━━ Dataset content

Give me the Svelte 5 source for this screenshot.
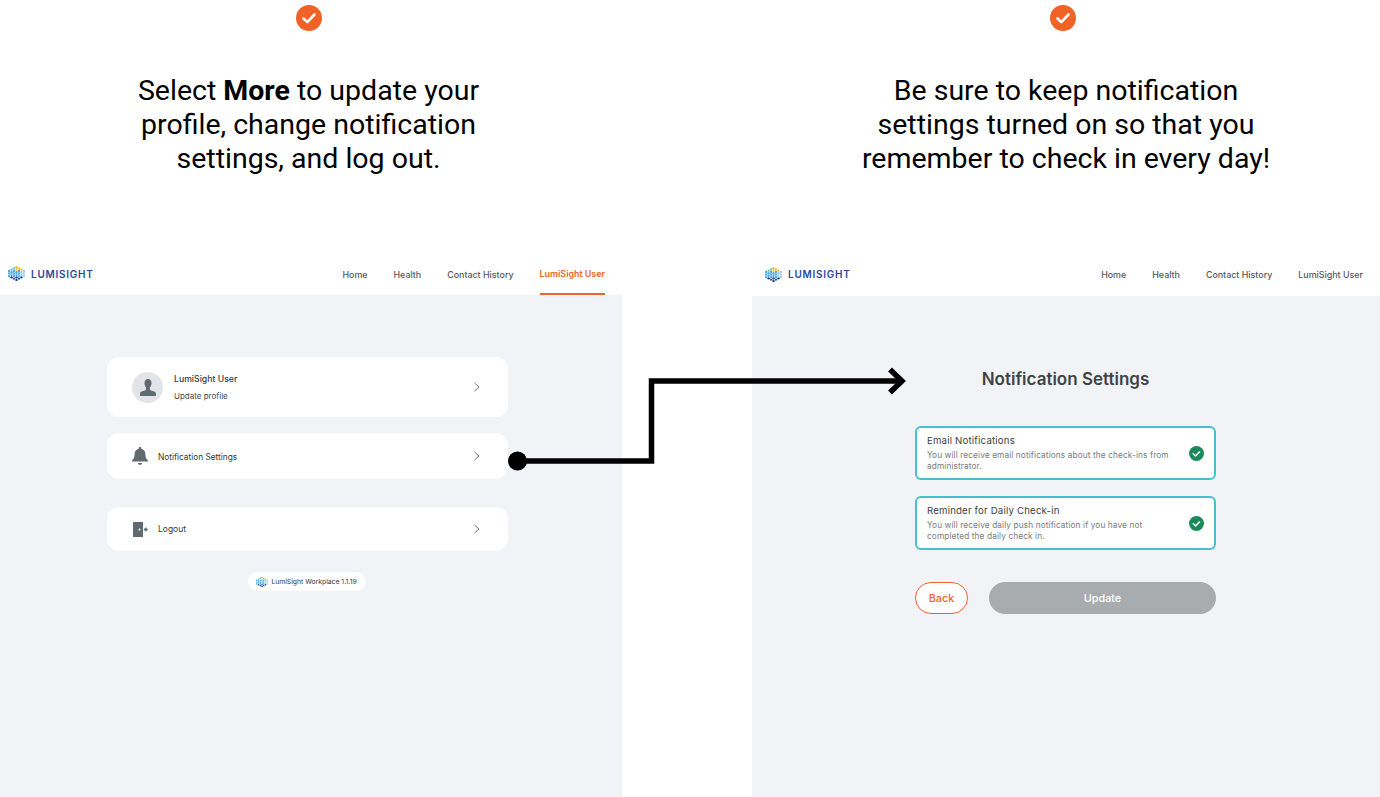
<script>
  // Two-step help slide: "More" menu on the left, notification settings on the right.
  const navLeft = ['Home', 'Health', 'Contact History', 'LumiSight User'];

  // hexagon cluster of dots for the logo mark
  const dots = [];
  for (let c = 0; c < 7; c++) {
    for (let r = 0; r < 7; r++) {
      const x = 1 + c * 2.33;
      const y = 0.8 + r * 2.4 + (c % 2) * 1.2;
      if (Math.abs(y - 8) > 8.2 - Math.abs(x - 8) * 0.55) continue;
      let fill = '#4aa8e0';
      if (y < 5 && x > 6) fill = '#f2b632';
      else if (y < 5) fill = '#6fc0b8';
      else if (y > 11) fill = c % 2 ? '#1e3f8f' : '#2d5fb0';
      else if (x > 11) fill = '#9ccdea';
      dots.push({ x, y, fill });
    }
  }
</script>

{#snippet logoMark(size)}
  <svg width={size} height={size} viewBox="0 0 16 16" aria-hidden="true">
    {#each dots as d}
      <circle cx={d.x} cy={d.y} r="1.1" fill={d.fill} />
    {/each}
  </svg>
{/snippet}

{#snippet tick()}
  <svg class="tick" width="26" height="26" viewBox="0 0 26 26" aria-hidden="true">
    <circle cx="13" cy="13" r="13" fill="#f26125" />
    <path d="M7.5 13.5l3.8 3.6 7.2-7.6" fill="none" stroke="#fff" stroke-width="2.6" stroke-linecap="round" stroke-linejoin="round" />
  </svg>
{/snippet}

{#snippet header(active)}
  <header class="bar">
    <div class="brand">{@render logoMark(17)}<span>LUMISIGHT</span></div>
    <nav>
      {#each navLeft as item}
        <span class="link" class:active={active && item === 'LumiSight User'}>{item}</span>
      {/each}
    </nav>
  </header>
{/snippet}

{#snippet chevron()}
  <svg class="chev" width="8" height="10" viewBox="0 0 8 10" aria-hidden="true">
    <path d="M1.5 1l4.500 4-4.500 4" fill="none" stroke="#6b7075" stroke-width="1" />
  </svg>
{/snippet}

{#snippet okMark()}
  <svg width="15" height="15" viewBox="0 0 14 14" aria-hidden="true">
    <circle cx="7" cy="7" r="7" fill="#1b8a5a" />
    <path d="M4 7.300l2.100 2 3.800-4" fill="none" stroke="#fff" stroke-width="1.400" stroke-linecap="round" stroke-linejoin="round" />
  </svg>
{/snippet}

<div class="slide">
  <section class="col left">
    <div class="top">
      {@render tick()}
      <p class="cap">Select <b>More</b> to update your<br />profile, change notification<br />settings, and log out.</p>
    </div>
    {@render header(true)}
    <div class="panel">
      <div class="menu">
        <div class="card profile">
          <span class="avatar">
            <svg width="16" height="17" viewBox="0 0 16 17" aria-hidden="true">
              <path d="M8 0c2.300 0 3.500 1.700 3.500 4 0 1.800-.6 3.500-1.600 4.600v1.600c0 .8 1 1.200 3 1.900 1.800.6 3 1.200 3 2.400V17H0v-2.500c0-1.200 1.200-1.800 3-2.400 2-.7 3-1.100 3-1.900V8.600C5.100 7.500 4.500 5.800 4.500 4 4.500 1.700 5.700 0 8 0z" fill="#5f6b70" />
            </svg>
          </span>
          <div class="who">
            <strong>LumiSight User</strong>
            <small>Update profile</small>
          </div>
          {@render chevron()}
        </div>
        <div class="card notif">
          <svg class="ico" width="16" height="18" viewBox="0 0 16 18" aria-hidden="true">
            <path d="M8 0c.8 0 1.300.5 1.300 1.300v.5c2.600.6 4.100 2.700 4.100 5.400 0 3.200.8 4.500 2.600 6.300v1H0v-1c1.800-1.800 2.600-3.100 2.600-6.300 0-2.700 1.500-4.800 4.100-5.400v-.5C6.700.5 7.200 0 8 0zM6 16h4c0 1.100-.9 2-2 2s-2-.9-2-2z" fill="#5f6b70" />
          </svg>
          <span class="label">Notification Settings</span>
          {@render chevron()}
        </div>
        <div class="card logout">
          <svg class="ico" width="15" height="15" viewBox="0 0 15 15" aria-hidden="true">
            <path d="M0 0h10v15H0z" fill="#5f6b70" />
            <circle cx="6.500" cy="7.500" r="1" fill="#fff" />
            <path d="M11 6.500h1.500V5L15 7.500 12.500 10V8.500H11z" fill="#5f6b70" />
          </svg>
          <span class="label">Logout</span>
          {@render chevron()}
        </div>
        <div class="pill">{@render logoMark(12)}<span>LumiSight Workplace 1.1.19</span></div>
      </div>
    </div>
  </section>

  <section class="col right">
    <div class="top">
      {@render tick()}
      <p class="cap">Be sure to keep notification<br />settings turned on so that you<br />remember to check in every day!</p>
    </div>
    {@render header(false)}
    <div class="panel">
      <h2>Notification Settings</h2>
      <div class="opts">
        <div class="opt">
          <div>
            <h3>Email Notifications</h3>
            <p>You will receive email notifications about the check-ins from administrator.</p>
          </div>
          {@render okMark()}
        </div>
        <div class="opt">
          <div>
            <h3>Reminder for Daily Check-in</h3>
            <p>You will receive daily push notification if you have not completed the daily check in.</p>
          </div>
          {@render okMark()}
        </div>
        <div class="btns">
          <span class="back">Back</span>
          <span class="update">Update</span>
        </div>
      </div>
    </div>
  </section>

  <svg class="arrow" width="1380" height="797" viewBox="0 0 1380 797" aria-hidden="true">
    <circle cx="517.500" cy="461" r="9.500" fill="#000" />
    <path d="M517 461H651.500V381H901" fill="none" stroke="#000" stroke-width="5.500" />
    <path d="M890 369.500L902 381 890 392.500" fill="none" stroke="#000" stroke-width="5.500" />
  </svg>
</div>

<style>
  :global(body) { background: #fff; }
  .slide {
    position: relative;
    width: 1380px;
    height: 797px;
    display: grid;
    grid-template-columns: 622px 628px;
    justify-content: space-between;
    overflow: hidden;
    font-family: Inter, "Liberation Sans", sans-serif;
  }
  .col { display: flex; flex-direction: column; height: 797px; }
  .top {
    height: 250px;
    display: flex;
    flex-direction: column;
    align-items: center;
    padding-top: 5px;
    box-sizing: border-box;
  }
  .left .top { width: 617px; }
  .right .top { width: 622px; }
  .right .cap { margin-left: 6px; }
  .cap {
    margin: 43px 0 0;
    font-family: Roboto, "Liberation Sans", sans-serif;
    font-size: 28.500px;
    line-height: 34px;
    text-align: center;
    color: #000;
    white-space: nowrap;
  }
  .cap b { font-weight: 700; }

  .bar {
    height: 45px;
    display: flex;
    align-items: center;
    justify-content: space-between;
    padding: 0 17px 0 8px;
    box-sizing: border-box;
  }
  .right .bar { height: 46px; padding: 0 17px 0 13px; }
  .brand { display: flex; align-items: center; gap: 6px; margin-top: 2px; }
  .brand span {
    font-size: 10px;
    font-weight: 600;
    letter-spacing: 0.75px;
    color: #2a4a9a;
  }
  nav { display: flex; gap: 26px; height: 100%; }
  .link {
    display: flex;
    align-items: center;
    font-size: 8.900px;
    font-weight: 500;
    color: #54595e;
    padding-top: 5px;
    box-sizing: border-box;
    border-bottom: 2px solid transparent;
  }
  .link.active { color: #f0642a; font-weight: 600; border-bottom-color: #f0642a; padding-top: 3px; }

  .panel { flex: 1; background: #f1f3f6; }

  .left .panel { padding: 62px 0 0 107px; }
  .menu { width: 401px; display: flex; flex-direction: column; align-items: center; }
  .card {
    width: 100%;
    box-sizing: border-box;
    background: #fff;
    border-radius: 12px;
    display: flex;
    align-items: center;
    padding: 0 27px 0 25px;
    color: #33383c;
  }
  .profile { height: 60px; margin-bottom: 16px; }
  .notif { height: 46px; margin-bottom: 28px; }
  .logout { height: 44px; margin-bottom: 21px; }
  .avatar {
    width: 31px;
    height: 31px;
    border-radius: 50%;
    background: #e2e4ea;
    display: flex;
    align-items: center;
    justify-content: center;
    margin-right: 11px;
  }
  .who { flex: 1; display: flex; flex-direction: column; gap: 7px; padding-top: 1px; }
  .who strong { font-size: 8.700px; font-weight: 500; }
  .who small { font-size: 8px; color: #44494d; }
  .ico { margin-right: 10px; flex-shrink: 0; }
  .logout .ico { margin-left: 1px; margin-right: 10px; }
  .label { flex: 1; font-size: 8.300px; }
  .notif .label { margin-top: 1px; }
  .logout .label { font-size: 8.500px; margin-top: -1px; }
  .chev { flex-shrink: 0; }
  .pill {
    width: 118px;
    height: 19px;
    border-radius: 10px;
    background: #fff;
    display: flex;
    align-items: center;
    justify-content: center;
    gap: 3px;
    font-size: 6.800px;
    color: #33383c;
    white-space: nowrap;
    transform: translateX(-1px);
  }

  .right .panel { display: flex; flex-direction: column; align-items: center; padding-right: 1px; }
  h2 {
    margin: 73px 0 0;
    font-size: 17px;
    line-height: 20px;
    font-weight: 600;
    color: #3f4347;
  }
  .opts { width: 301px; margin-top: 37px; display: flex; flex-direction: column; gap: 16px; }
  .opt {
    height: 54px;
    box-sizing: border-box;
    border: 2px solid #46bfd0;
    border-radius: 6px;
    background: #fff;
    display: flex;
    align-items: center;
    justify-content: space-between;
    padding: 0 10px;
  }
  .opt > div { width: 250px; }
  h3 { margin: 1px 0 3px; font-size: 9.600px; line-height: 12px; font-weight: 400; color: #3a3f43; letter-spacing: 0.2px; }
  .opt p { margin: 0; font-size: 8.300px; line-height: 11.500px; color: #777c80; letter-spacing: 0.1px; }
  .btns { display: flex; justify-content: space-between; margin-top: 16px; }
  .btns span {
    height: 32px;
    box-sizing: border-box;
    border-radius: 16px;
    display: flex;
    align-items: center;
    justify-content: center;
    font-size: 10.800px;
    font-weight: 500;
  }
  .back { width: 53px; border: 1.500px solid #f0642a; color: #f0642a; background: #fff; }
  .update { width: 227px; background: #a9acaf; color: #fff; font-weight: 600; }

  .arrow { position: absolute; inset: 0; pointer-events: none; }
</style>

━━━━

# Problem statement
From the first line above down to the line with "const navLeft = ['Home', 'Health', 'Contact", reproduce every line and no others, omitting pictures.

# Answer for the task
Give me the Svelte 5 source for this screenshot.
<script>
  // Two-step help slide: "More" menu on the left, notification settings on the right.
  const navLeft = ['Home', 'Health', 'Contact History', 'LumiSight User'];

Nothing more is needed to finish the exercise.